I started with Beatriz Santiago Muñoz’s video installation, “Laurel Sabino y Jagüilla.” Her quest, which I pieced together from the wall commentary and an adjacent vitrine, was to find samples of two endangered Magnolia species indigenous to her native Puerto Rico. Muñoz filmed in the Puerto Rican rainforest and in the gardens of the Huntington itself.
The film has neither credits, beginning, nor end. People, mostly women, walk through the forest clearly intent on searching for a particular kind of leaf but also resting, wondering, and ruminating. They speak in Spanish and subtitles appear.
I braced for preciousness but in fact loved the film. “At the level of forest, older trees give communication to younger ones.” “Plants have poetry that we don’t understand well.” “It waits. Enough. Like that. Period.”
The background noises of dripping water and birdsong were as well wonderfully soothing. “Everything is leaf,” observed Goethe, the 18th-century German writer noted for his treatises on botany, anatomy, and color.
If you think of the perpetually-being-born infant Jesus in the womb of Mary as a “leaf” of sorts, not to mention actual leaves and trees and everything they do and stand for, you kind of have to agree with him.
Dana Johnson’s short story, “Our Endless Ongoing,” is based on the life of Delilah Beasley (1867-1934), American historian, author, and one of the first African American women to be published regularly in a major metropolitan newspaper: she was a columnist for the Oakland Tribune. In “The Negro Trail-Blazers of California” (1919), Beasley gave face and voice to California’s mostly otherwise overlooked “Black pioneers.” In resurrecting this little-known figure, Johnson has returned the favor.
Robin Coste Lewis, poet laureate of LA, considered a chapter from Thoreau called “Former Inhabitants; and Winter Visitors.” She erased much of the existing text, and created a haunting poem about the free black community that once lived at Walden Pond.
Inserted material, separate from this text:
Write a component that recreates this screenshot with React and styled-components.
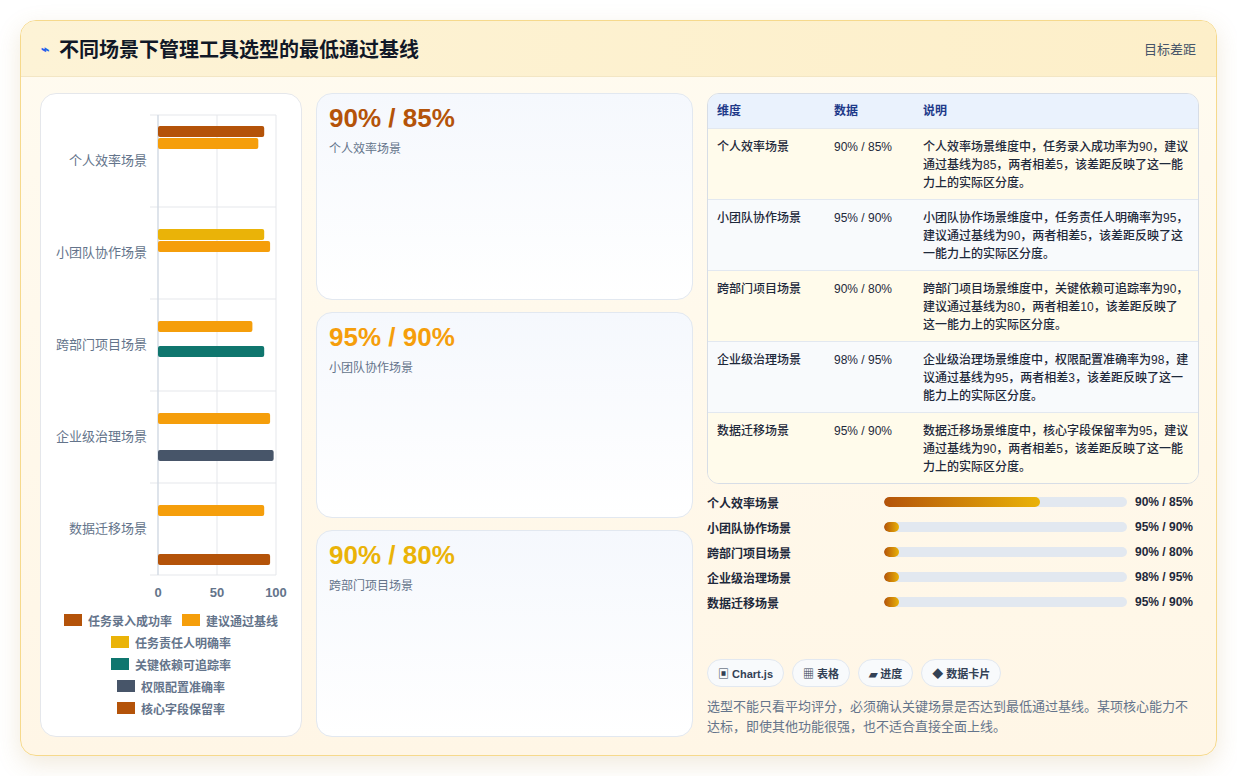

In “Another World Lies Beyond,” artist Rosten Woo took as his subject Robert V. Hine (1921-2015), a prominent historian and scholar of utopian communities in California. In reflecting upon the notion of a perfect state, Woo tells a series of interrelated stories through artifacts, a gallery installation, and audio tours in the gardens.
Reflecting on the notion of utopia, I have to admit that for me a fictional ideal world would exclude certain people: people who make noise, people who are hateful, people who don’t get that everything is leaf and act accordingly.
But all over again I realize that to someone else — probably to a whole lot of people — I am that person who doesn’t “get it.” As my friend Father Terry says, “The good news is that God loves you. The bad news is that he loves everyone else, too.” If that is not a picture of the cross, I don’t know what is.
Artist Nina Katchadourian focused her research on monsters depicted in the library’s maps and rare books.
Afterward, I walked through the grounds and looked for her kinetic sculpture “Strange Creature,” which is to be installed in the Chinese Garden.
I didn’t find it, possibly because the Chinese Garden is undergoing a major expansion and all around the edges there is earth-moving equipment, unsightly plastic fencing, and quite a bit of noise, which unfortunately drowns out the peaceful sound of the mini-waterfall and the serenity that might otherwise be invoked by the glassy surface of the reflecting ponds.
But no matter. As science fiction writer Ursula K. Le Guin observed, “What kind of utopia can come out of these margins, negations, and obscurities? Who will even recognize it as a utopia? It won’t look the way it ought to.”
I wandered over to the Japanese Garden instead and found a nice bench overlooking a grove of scarlet maples and golden gingkos, resplendent in the afternoon sun.
Let’s face it. The Huntington may be about as close to utopia this side as a person can get.